Written problem -
Transcribe every line exactly and omit anything that is a picture.

Listing -
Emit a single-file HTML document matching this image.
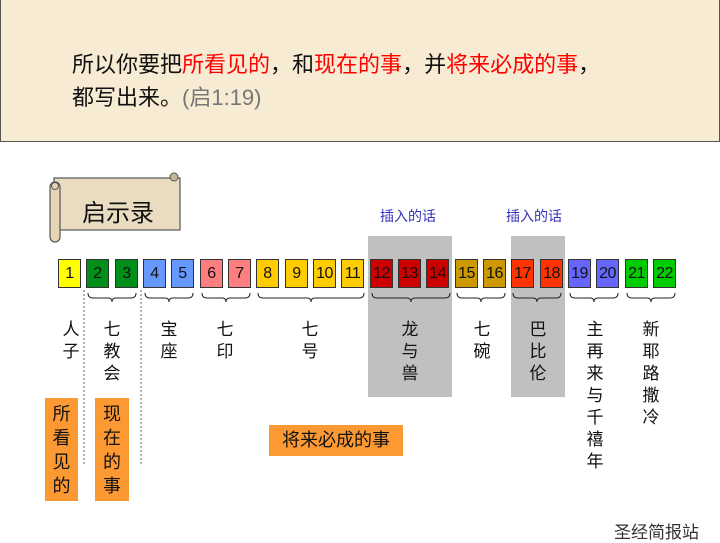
<!DOCTYPE html>
<html><head><meta charset="utf-8"><style>
body{margin:0;width:720px;height:540px;position:relative;background:#fff;font-family:"Liberation Sans","Noto Sans CJK SC",sans-serif;overflow:hidden}
.a{position:absolute}
.top{left:0;top:0;width:718px;height:141px;background:#f8ebd3;border:1px solid #555;border-top:none}
.r{color:#f00}
.b{position:absolute;top:259px;width:21px;height:27px;border:1px solid #333;font-size:16px;text-align:center;line-height:27px;color:#111;letter-spacing:-0.5px}
.v{position:absolute;width:20px;font-size:17px;line-height:22px;text-align:center;color:#111}
.o{position:absolute;background:#fd9933;font-size:18px;color:#111;text-align:center}
.g{position:absolute;background:#c0c0c0;top:236px;height:161px}
.ins{position:absolute;top:206px;font-size:14px;color:#3333bb}
</style></head><body>
<div class="a top"></div>
<div class="a" style="left:72px;top:48px;font-size:22px;line-height:33px;color:#111">所以你要把<span class="r">所看见的</span>，和<span class="r">现在的事</span>，并<span class="r">将来必成的事</span>，<br>都写出来。<span style="color:#777">(启1:19)</span></div>

<svg class="a" style="left:48px;top:170px" width="136" height="74">
<rect x="6" y="8" width="126" height="52" fill="#eadcc0" stroke="#555" stroke-width="1.2"/>
<rect x="2" y="12" width="10" height="60" rx="5" fill="#e5d5b5" stroke="#555" stroke-width="1.2"/>
<circle cx="7" cy="16" r="3.5" fill="none" stroke="#555"/>
<circle cx="126" cy="7" r="4" fill="#c8b69a" stroke="#555"/>
</svg>
<div class="a" style="left:82px;top:193px;font-size:24px;color:#111">启示录</div>

<div class="g" style="left:368px;width:84px"></div>
<div class="g" style="left:511px;width:54px"></div>
<div class="ins" style="left:380px">插入的话</div>
<div class="ins" style="left:506px">插入的话</div>

<div class="b" style="left:58px;background:#ff0">1</div>
<div class="b" style="left:86px;background:#00901a">2</div>
<div class="b" style="left:115px;background:#00901a">3</div>
<div class="b" style="left:143px;background:#6699ff">4</div>
<div class="b" style="left:171px;background:#6699ff">5</div>
<div class="b" style="left:200px;background:#ff7f80">6</div>
<div class="b" style="left:228px;background:#ff7f80">7</div>
<div class="b" style="left:256px;background:#ffcc00">8</div>
<div class="b" style="left:285px;background:#ffcc00">9</div>
<div class="b" style="left:313px;background:#ffcc00">10</div>
<div class="b" style="left:341px;background:#ffcc00">11</div>
<div class="b" style="left:370px;background:#cc0000">12</div>
<div class="b" style="left:398px;background:#cc0000">13</div>
<div class="b" style="left:426px;background:#cc0000">14</div>
<div class="b" style="left:455px;background:#cc9900">15</div>
<div class="b" style="left:483px;background:#cc9900">16</div>
<div class="b" style="left:511px;background:#ff3300">17</div>
<div class="b" style="left:540px;background:#ff3300">18</div>
<div class="b" style="left:568px;background:#6666ff">19</div>
<div class="b" style="left:596px;background:#6666ff">20</div>
<div class="b" style="left:625px;background:#00cc00">21</div>
<div class="b" style="left:653px;background:#00cc00">22</div>

<svg class="a" style="left:0;top:0" width="720" height="540" fill="none" stroke="#222" stroke-width="1">
<path d="M88 293 q0 5 5 5 h15 q4 0 4 4 q0 -4 4 -4 h15 q5 0 5 -5"/>
<path d="M145 293 q0 5 5 5 h15 q4 0 4 4 q0 -4 4 -4 h15 q5 0 5 -5"/>
<path d="M202 293 q0 5 5 5 h15 q4 0 4 4 q0 -4 4 -4 h15 q5 0 5 -5"/>
<path d="M258 293 q0 5 5 5 h44 q4 0 4 4 q0 -4 4 -4 h44 q5 0 5 -5"/>
<path d="M372 293 q0 5 5 5 h30 q4 0 4 4 q0 -4 4 -4 h30 q5 0 5 -5"/>
<path d="M457 293 q0 5 5 5 h15 q4 0 4 4 q0 -4 4 -4 h15 q5 0 5 -5"/>
<path d="M513 293 q0 5 5 5 h15 q4 0 4 4 q0 -4 4 -4 h15 q5 0 5 -5"/>
<path d="M570 293 q0 5 5 5 h15 q4 0 4 4 q0 -4 4 -4 h15 q5 0 5 -5"/>
<path d="M627 293 q0 5 5 5 h15 q4 0 4 4 q0 -4 4 -4 h15 q5 0 5 -5"/>
<line x1="84" y1="290" x2="84" y2="464" stroke="#666" stroke-dasharray="2,2"/>
<line x1="141" y1="290" x2="141" y2="464" stroke="#666" stroke-dasharray="2,2"/>
</svg>

<div class="v" style="left:61px;top:319px">人<br>子</div>
<div class="v" style="left:102px;top:319px">七<br>教<br>会</div>
<div class="v" style="left:159px;top:319px">宝<br>座</div>
<div class="v" style="left:215px;top:319px">七<br>印</div>
<div class="v" style="left:300px;top:319px">七<br>号</div>
<div class="v" style="left:400px;top:319px">龙<br>与<br>兽</div>
<div class="v" style="left:472px;top:319px">七<br>碗</div>
<div class="v" style="left:528px;top:319px">巴<br>比<br>伦</div>
<div class="v" style="left:585px;top:319px">主<br>再<br>来<br>与<br>千<br>禧<br>年</div>
<div class="v" style="left:641px;top:319px">新<br>耶<br>路<br>撒<br>冷</div>

<div class="o" style="left:45px;top:398px;width:33px;height:103px;line-height:24px;padding-top:4px;box-sizing:border-box">所<br>看<br>见<br>的</div>
<div class="o" style="left:95px;top:398px;width:34px;height:103px;line-height:24px;padding-top:4px;box-sizing:border-box">现<br>在<br>的<br>事</div>
<div class="o" style="left:269px;top:425px;width:134px;height:31px;line-height:31px">将来必成的事</div>

<div class="a" style="left:614px;top:518px;font-size:17px;color:#333">圣经简报站</div>
</body></html>
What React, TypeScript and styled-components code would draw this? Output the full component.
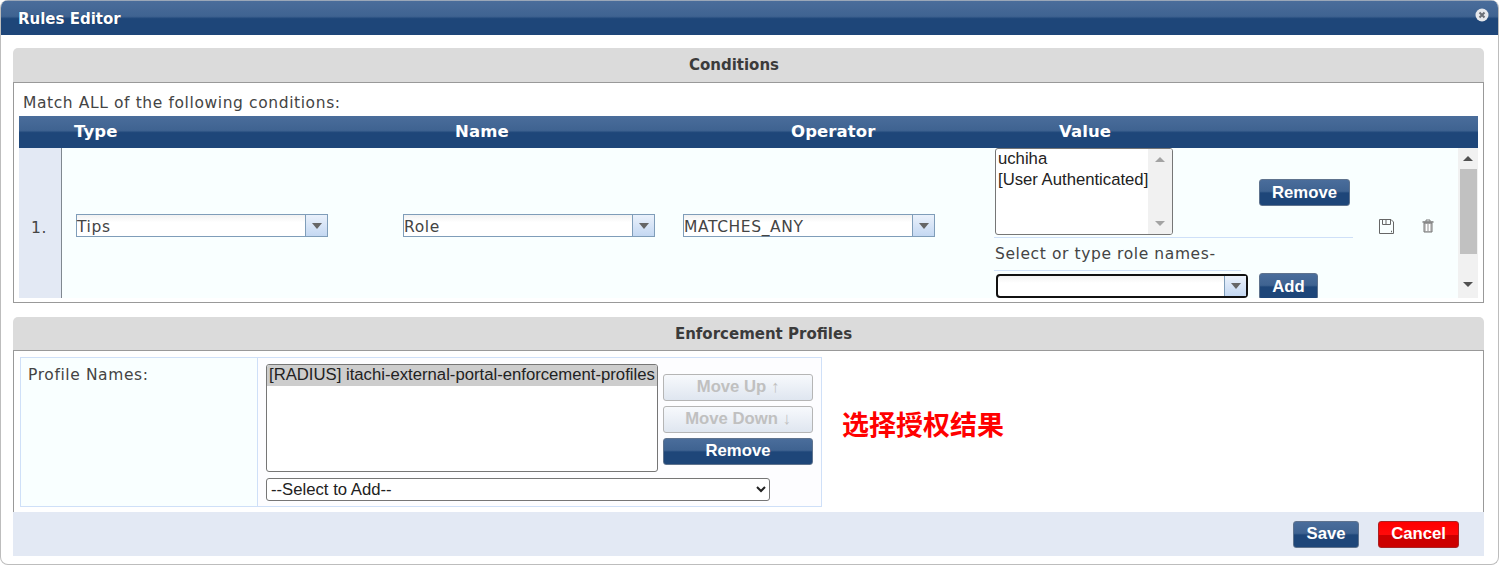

Output for this exercise -
Emit a single-file HTML document matching this image.
<!DOCTYPE html>
<html><head><meta charset="utf-8"><style>
body{margin:0;width:720px;height:540px;position:relative;background:#fff;font-family:"Liberation Sans","Noto Sans CJK SC",sans-serif;overflow:hidden}
.a{position:absolute}
.top{left:0;top:0;width:718px;height:141px;background:#f8ebd3;border:1px solid #555;border-top:none}
.r{color:#f00}
.b{position:absolute;top:259px;width:21px;height:27px;border:1px solid #333;font-size:16px;text-align:center;line-height:27px;color:#111;letter-spacing:-0.5px}
.v{position:absolute;width:20px;font-size:17px;line-height:22px;text-align:center;color:#111}
.o{position:absolute;background:#fd9933;font-size:18px;color:#111;text-align:center}
.g{position:absolute;background:#c0c0c0;top:236px;height:161px}
.ins{position:absolute;top:206px;font-size:14px;color:#3333bb}
</style></head><body>
<div class="a top"></div>
<div class="a" style="left:72px;top:48px;font-size:22px;line-height:33px;color:#111">所以你要把<span class="r">所看见的</span>，和<span class="r">现在的事</span>，并<span class="r">将来必成的事</span>，<br>都写出来。<span style="color:#777">(启1:19)</span></div>

<svg class="a" style="left:48px;top:170px" width="136" height="74">
<rect x="6" y="8" width="126" height="52" fill="#eadcc0" stroke="#555" stroke-width="1.2"/>
<rect x="2" y="12" width="10" height="60" rx="5" fill="#e5d5b5" stroke="#555" stroke-width="1.2"/>
<circle cx="7" cy="16" r="3.5" fill="none" stroke="#555"/>
<circle cx="126" cy="7" r="4" fill="#c8b69a" stroke="#555"/>
</svg>
<div class="a" style="left:82px;top:193px;font-size:24px;color:#111">启示录</div>

<div class="g" style="left:368px;width:84px"></div>
<div class="g" style="left:511px;width:54px"></div>
<div class="ins" style="left:380px">插入的话</div>
<div class="ins" style="left:506px">插入的话</div>

<div class="b" style="left:58px;background:#ff0">1</div>
<div class="b" style="left:86px;background:#00901a">2</div>
<div class="b" style="left:115px;background:#00901a">3</div>
<div class="b" style="left:143px;background:#6699ff">4</div>
<div class="b" style="left:171px;background:#6699ff">5</div>
<div class="b" style="left:200px;background:#ff7f80">6</div>
<div class="b" style="left:228px;background:#ff7f80">7</div>
<div class="b" style="left:256px;background:#ffcc00">8</div>
<div class="b" style="left:285px;background:#ffcc00">9</div>
<div class="b" style="left:313px;background:#ffcc00">10</div>
<div class="b" style="left:341px;background:#ffcc00">11</div>
<div class="b" style="left:370px;background:#cc0000">12</div>
<div class="b" style="left:398px;background:#cc0000">13</div>
<div class="b" style="left:426px;background:#cc0000">14</div>
<div class="b" style="left:455px;background:#cc9900">15</div>
<div class="b" style="left:483px;background:#cc9900">16</div>
<div class="b" style="left:511px;background:#ff3300">17</div>
<div class="b" style="left:540px;background:#ff3300">18</div>
<div class="b" style="left:568px;background:#6666ff">19</div>
<div class="b" style="left:596px;background:#6666ff">20</div>
<div class="b" style="left:625px;background:#00cc00">21</div>
<div class="b" style="left:653px;background:#00cc00">22</div>

<svg class="a" style="left:0;top:0" width="720" height="540" fill="none" stroke="#222" stroke-width="1">
<path d="M88 293 q0 5 5 5 h15 q4 0 4 4 q0 -4 4 -4 h15 q5 0 5 -5"/>
<path d="M145 293 q0 5 5 5 h15 q4 0 4 4 q0 -4 4 -4 h15 q5 0 5 -5"/>
<path d="M202 293 q0 5 5 5 h15 q4 0 4 4 q0 -4 4 -4 h15 q5 0 5 -5"/>
<path d="M258 293 q0 5 5 5 h44 q4 0 4 4 q0 -4 4 -4 h44 q5 0 5 -5"/>
<path d="M372 293 q0 5 5 5 h30 q4 0 4 4 q0 -4 4 -4 h30 q5 0 5 -5"/>
<path d="M457 293 q0 5 5 5 h15 q4 0 4 4 q0 -4 4 -4 h15 q5 0 5 -5"/>
<path d="M513 293 q0 5 5 5 h15 q4 0 4 4 q0 -4 4 -4 h15 q5 0 5 -5"/>
<path d="M570 293 q0 5 5 5 h15 q4 0 4 4 q0 -4 4 -4 h15 q5 0 5 -5"/>
<path d="M627 293 q0 5 5 5 h15 q4 0 4 4 q0 -4 4 -4 h15 q5 0 5 -5"/>
<line x1="84" y1="290" x2="84" y2="464" stroke="#666" stroke-dasharray="2,2"/>
<line x1="141" y1="290" x2="141" y2="464" stroke="#666" stroke-dasharray="2,2"/>
</svg>

<div class="v" style="left:61px;top:319px">人<br>子</div>
<div class="v" style="left:102px;top:319px">七<br>教<br>会</div>
<div class="v" style="left:159px;top:319px">宝<br>座</div>
<div class="v" style="left:215px;top:319px">七<br>印</div>
<div class="v" style="left:300px;top:319px">七<br>号</div>
<div class="v" style="left:400px;top:319px">龙<br>与<br>兽</div>
<div class="v" style="left:472px;top:319px">七<br>碗</div>
<div class="v" style="left:528px;top:319px">巴<br>比<br>伦</div>
<div class="v" style="left:585px;top:319px">主<br>再<br>来<br>与<br>千<br>禧<br>年</div>
<div class="v" style="left:641px;top:319px">新<br>耶<br>路<br>撒<br>冷</div>

<div class="o" style="left:45px;top:398px;width:33px;height:103px;line-height:24px;padding-top:4px;box-sizing:border-box">所<br>看<br>见<br>的</div>
<div class="o" style="left:95px;top:398px;width:34px;height:103px;line-height:24px;padding-top:4px;box-sizing:border-box">现<br>在<br>的<br>事</div>
<div class="o" style="left:269px;top:425px;width:134px;height:31px;line-height:31px">将来必成的事</div>

<div class="a" style="left:614px;top:518px;font-size:17px;color:#333">圣经简报站</div>
</body></html>
What React, TypeScript and styled-components code would draw this? Output the full component.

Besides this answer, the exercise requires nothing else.